§ **YOUR GOAL**
Each line below must be set down exactly; omit any image you find.

· · · · · · ·

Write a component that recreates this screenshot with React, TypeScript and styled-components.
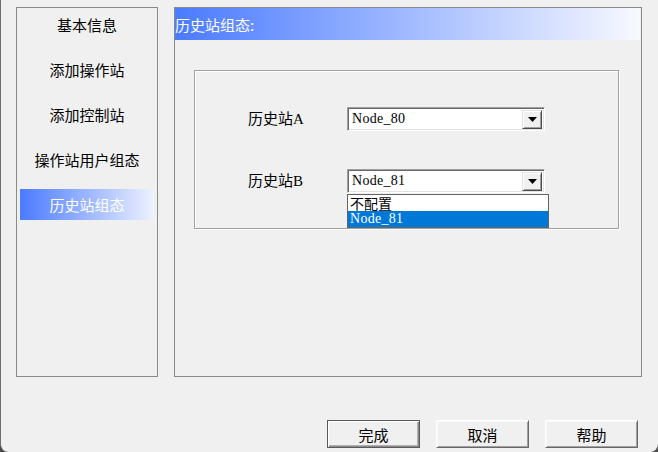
import React from "react";
import styled, { createGlobalStyle } from "styled-components";

const Global = createGlobalStyle`
  html, body { margin: 0; padding: 0; background: #4a4a4a; }
  body { font-family: "Noto Sans CJK SC", "Noto Sans", sans-serif; }
  * { box-sizing: border-box; }
`;

const Window = styled.div`
  width: 658px;
  height: 452px;
  background: #f0f0f0;
  border-left: 1px solid #6e6e6e;
  border-radius: 0 0 8px 8px;
  padding: 7px 16px 0 15px;
  display: flex;
  flex-direction: column;
  overflow: hidden;
`;

const Main = styled.div`
  display: flex;
  gap: 16px;
  height: 370px;
`;

const NavPanel = styled.div`
  width: 142px;
  height: 100%;
  border: 1px solid #8a8a8a;
  padding: 1px 3px 0 3px;
  display: flex;
  flex-direction: column;
  gap: 14px;
`;

const NavItem = styled.div<{ $active?: boolean }>`
  height: 31px;
  display: flex;
  align-items: center;
  justify-content: center;
  font-size: 15px;
  color: ${(p) => (p.$active ? "#ffffff" : "#000000")};
  background: ${(p) =>
    p.$active ? "linear-gradient(to right, #4a7bff, #eef2ff)" : "transparent"};
`;

const ContentPanel = styled.div`
  flex: 1;
  height: 100%;
  border: 1px solid #8a8a8a;
  display: flex;
  flex-direction: column;
`;

const TitleBar = styled.div`
  height: 32px;
  margin-right: 1px;
  background: linear-gradient(to right, #4a7bff, #f8f9ff);
  color: #ffffff;
  font-size: 15px;
  display: flex;
  align-items: center;
`;

const GroupBox = styled.div`
  margin: 30px 22px 0 19px;
  height: 159px;
  border: 1px solid #a0a0a0;
  box-shadow: inset 1px 1px 0 #ffffff, 1px 1px 0 #ffffff;
  padding: 36px 0 0 53px;
  display: grid;
  grid-template-columns: 99px 198px;
  grid-auto-rows: 24px;
  row-gap: 38px;
  align-items: center;
`;

const Label = styled.div`
  font-family: "Liberation Serif", "Noto Sans CJK SC", serif;
  font-size: 15px;
  color: #000;
  margin-top: -4px;
`;

const ComboWrap = styled.div`
  position: relative;
  height: 24px;
`;

const Combo = styled.div`
  height: 24px;
  background: #ffffff;
  border: 1px solid;
  border-color: #a0a0a0 #ffffff #ffffff #a0a0a0;
  box-shadow: inset 1px 1px 0 #696969, inset -1px -1px 0 #e3e3e3;
  display: flex;
  align-items: center;
  padding: 2px 2px 2px 4px;
`;

const ComboText = styled.div`
  flex: 1;
  font-family: "Liberation Serif", serif;
  font-size: 14px;
  letter-spacing: 0.3px;
  color: #000;
`;

const ArrowButton = styled.div`
  width: 20px;
  height: 19px;
  background: #f0f0f0;
  border: 1px solid;
  border-color: #e3e3e3 #4a4a4a #4a4a4a #e3e3e3;
  box-shadow: inset 1px 1px 0 #ffffff, inset -1px -1px 0 #a0a0a0;
  display: flex;
  align-items: center;
  justify-content: center;
`;

const DropList = styled.div`
  position: absolute;
  top: 25px;
  left: 0;
  width: 202px;
  background: #ffffff;
  border: 1px solid #646464;
  display: flex;
  flex-direction: column;
`;

const DropItem = styled.div<{ $selected?: boolean; $mono?: boolean }>`
  height: 16px;
  line-height: 16px;
  padding-left: 2px;
  font-family: ${(p) =>
    p.$mono ? `"Liberation Serif", serif` : `"Noto Sans CJK SC", sans-serif`};
  font-size: 14px;
  letter-spacing: ${(p) => (p.$mono ? "0.3px" : "0")};
  color: ${(p) => (p.$selected ? "#ffffff" : "#000000")};
  background: ${(p) => (p.$selected ? "#0078d7" : "transparent")};
  white-space: nowrap;
`;

const ButtonRow = styled.div`
  margin-top: 43px;
  display: flex;
  justify-content: flex-end;
  gap: 16px;
  padding-right: 4px;
`;

const Button = styled.div<{ $default?: boolean }>`
  width: 93px;
  height: 28px;
  display: flex;
  align-items: center;
  justify-content: center;
  font-size: 15px;
  color: #000;
  background: #f0f0f0;
  border: 1px solid;
  border-color: ${(p) =>
    p.$default ? "#5a5a5a" : "#ffffff #696969 #696969 #ffffff"};
  box-shadow: ${(p) =>
    p.$default
      ? "inset 1px 1px 0 #ffffff, inset -1px -1px 0 #8a8a8a, inset -2px -2px 0 #b0b0b0"
      : "inset 1px 1px 0 #f8f8f8, inset -1px -1px 0 #a0a0a0"};
`;

const Arrow = () => (
  <svg width="9" height="5" viewBox="0 0 9 5">
    <path d="M0 0 H9 L4.5 5 Z" fill="#000" />
  </svg>
);

const navItems = ["基本信息", "添加操作站", "添加控制站", "操作站用户组态", "历史站组态"];

export default function App() {
  return (
    <>
      <Global />
      <Window>
        <Main>
          <NavPanel>
            {navItems.map((t, i) => (
              <NavItem key={t} $active={i === navItems.length - 1}>
                {t}
              </NavItem>
            ))}
          </NavPanel>
          <ContentPanel>
            <TitleBar>历史站组态:</TitleBar>
            <GroupBox>
              <Label>历史站A</Label>
              <ComboWrap>
                <Combo>
                  <ComboText>Node_80</ComboText>
                  <ArrowButton>
                    <Arrow />
                  </ArrowButton>
                </Combo>
              </ComboWrap>
              <Label>历史站B</Label>
              <ComboWrap>
                <Combo>
                  <ComboText>Node_81</ComboText>
                  <ArrowButton>
                    <Arrow />
                  </ArrowButton>
                </Combo>
                <DropList>
                  <DropItem>不配置</DropItem>
                  <DropItem $selected $mono>
                    Node_81
                  </DropItem>
                </DropList>
              </ComboWrap>
            </GroupBox>
          </ContentPanel>
        </Main>
        <ButtonRow>
          <Button $default>完成</Button>
          <Button>取消</Button>
          <Button>帮助</Button>
        </ButtonRow>
      </Window>
    </>
  );
}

· · · · · · ·

§ **COMPLETE RESPONSE**
Write a component that recreates this screenshot with React, TypeScript and styled-components.
import React from "react";
import styled, { createGlobalStyle } from "styled-components";

const Global = createGlobalStyle`
  html, body { margin: 0; padding: 0; background: #4a4a4a; }
  body { font-family: "Noto Sans CJK SC", "Noto Sans", sans-serif; }
  * { box-sizing: border-box; }
`;

const Window = styled.div`
  width: 658px;
  height: 452px;
  background: #f0f0f0;
  border-left: 1px solid #6e6e6e;
  border-radius: 0 0 8px 8px;
  padding: 7px 16px 0 15px;
  display: flex;
  flex-direction: column;
  overflow: hidden;
`;

const Main = styled.div`
  display: flex;
  gap: 16px;
  height: 370px;
`;

const NavPanel = styled.div`
  width: 142px;
  height: 100%;
  border: 1px solid #8a8a8a;
  padding: 1px 3px 0 3px;
  display: flex;
  flex-direction: column;
  gap: 14px;
`;

const NavItem = styled.div<{ $active?: boolean }>`
  height: 31px;
  display: flex;
  align-items: center;
  justify-content: center;
  font-size: 15px;
  color: ${(p) => (p.$active ? "#ffffff" : "#000000")};
  background: ${(p) =>
    p.$active ? "linear-gradient(to right, #4a7bff, #eef2ff)" : "transparent"};
`;

const ContentPanel = styled.div`
  flex: 1;
  height: 100%;
  border: 1px solid #8a8a8a;
  display: flex;
  flex-direction: column;
`;

const TitleBar = styled.div`
  height: 32px;
  margin-right: 1px;
  background: linear-gradient(to right, #4a7bff, #f8f9ff);
  color: #ffffff;
  font-size: 15px;
  display: flex;
  align-items: center;
`;

const GroupBox = styled.div`
  margin: 30px 22px 0 19px;
  height: 159px;
  border: 1px solid #a0a0a0;
  box-shadow: inset 1px 1px 0 #ffffff, 1px 1px 0 #ffffff;
  padding: 36px 0 0 53px;
  display: grid;
  grid-template-columns: 99px 198px;
  grid-auto-rows: 24px;
  row-gap: 38px;
  align-items: center;
`;

const Label = styled.div`
  font-family: "Liberation Serif", "Noto Sans CJK SC", serif;
  font-size: 15px;
  color: #000;
  margin-top: -4px;
`;

const ComboWrap = styled.div`
  position: relative;
  height: 24px;
`;

const Combo = styled.div`
  height: 24px;
  background: #ffffff;
  border: 1px solid;
  border-color: #a0a0a0 #ffffff #ffffff #a0a0a0;
  box-shadow: inset 1px 1px 0 #696969, inset -1px -1px 0 #e3e3e3;
  display: flex;
  align-items: center;
  padding: 2px 2px 2px 4px;
`;

const ComboText = styled.div`
  flex: 1;
  font-family: "Liberation Serif", serif;
  font-size: 14px;
  letter-spacing: 0.3px;
  color: #000;
`;

const ArrowButton = styled.div`
  width: 20px;
  height: 19px;
  background: #f0f0f0;
  border: 1px solid;
  border-color: #e3e3e3 #4a4a4a #4a4a4a #e3e3e3;
  box-shadow: inset 1px 1px 0 #ffffff, inset -1px -1px 0 #a0a0a0;
  display: flex;
  align-items: center;
  justify-content: center;
`;

const DropList = styled.div`
  position: absolute;
  top: 25px;
  left: 0;
  width: 202px;
  background: #ffffff;
  border: 1px solid #646464;
  display: flex;
  flex-direction: column;
`;

const DropItem = styled.div<{ $selected?: boolean; $mono?: boolean }>`
  height: 16px;
  line-height: 16px;
  padding-left: 2px;
  font-family: ${(p) =>
    p.$mono ? `"Liberation Serif", serif` : `"Noto Sans CJK SC", sans-serif`};
  font-size: 14px;
  letter-spacing: ${(p) => (p.$mono ? "0.3px" : "0")};
  color: ${(p) => (p.$selected ? "#ffffff" : "#000000")};
  background: ${(p) => (p.$selected ? "#0078d7" : "transparent")};
  white-space: nowrap;
`;

const ButtonRow = styled.div`
  margin-top: 43px;
  display: flex;
  justify-content: flex-end;
  gap: 16px;
  padding-right: 4px;
`;

const Button = styled.div<{ $default?: boolean }>`
  width: 93px;
  height: 28px;
  display: flex;
  align-items: center;
  justify-content: center;
  font-size: 15px;
  color: #000;
  background: #f0f0f0;
  border: 1px solid;
  border-color: ${(p) =>
    p.$default ? "#5a5a5a" : "#ffffff #696969 #696969 #ffffff"};
  box-shadow: ${(p) =>
    p.$default
      ? "inset 1px 1px 0 #ffffff, inset -1px -1px 0 #8a8a8a, inset -2px -2px 0 #b0b0b0"
      : "inset 1px 1px 0 #f8f8f8, inset -1px -1px 0 #a0a0a0"};
`;

const Arrow = () => (
  <svg width="9" height="5" viewBox="0 0 9 5">
    <path d="M0 0 H9 L4.5 5 Z" fill="#000" />
  </svg>
);

const navItems = ["基本信息", "添加操作站", "添加控制站", "操作站用户组态", "历史站组态"];

export default function App() {
  return (
    <>
      <Global />
      <Window>
        <Main>
          <NavPanel>
            {navItems.map((t, i) => (
              <NavItem key={t} $active={i === navItems.length - 1}>
                {t}
              </NavItem>
            ))}
          </NavPanel>
          <ContentPanel>
            <TitleBar>历史站组态:</TitleBar>
            <GroupBox>
              <Label>历史站A</Label>
              <ComboWrap>
                <Combo>
                  <ComboText>Node_80</ComboText>
                  <ArrowButton>
                    <Arrow />
                  </ArrowButton>
                </Combo>
              </ComboWrap>
              <Label>历史站B</Label>
              <ComboWrap>
                <Combo>
                  <ComboText>Node_81</ComboText>
                  <ArrowButton>
                    <Arrow />
                  </ArrowButton>
                </Combo>
                <DropList>
                  <DropItem>不配置</DropItem>
                  <DropItem $selected $mono>
                    Node_81
                  </DropItem>
                </DropList>
              </ComboWrap>
            </GroupBox>
          </ContentPanel>
        </Main>
        <ButtonRow>
          <Button $default>完成</Button>
          <Button>取消</Button>
          <Button>帮助</Button>
        </ButtonRow>
      </Window>
    </>
  );
}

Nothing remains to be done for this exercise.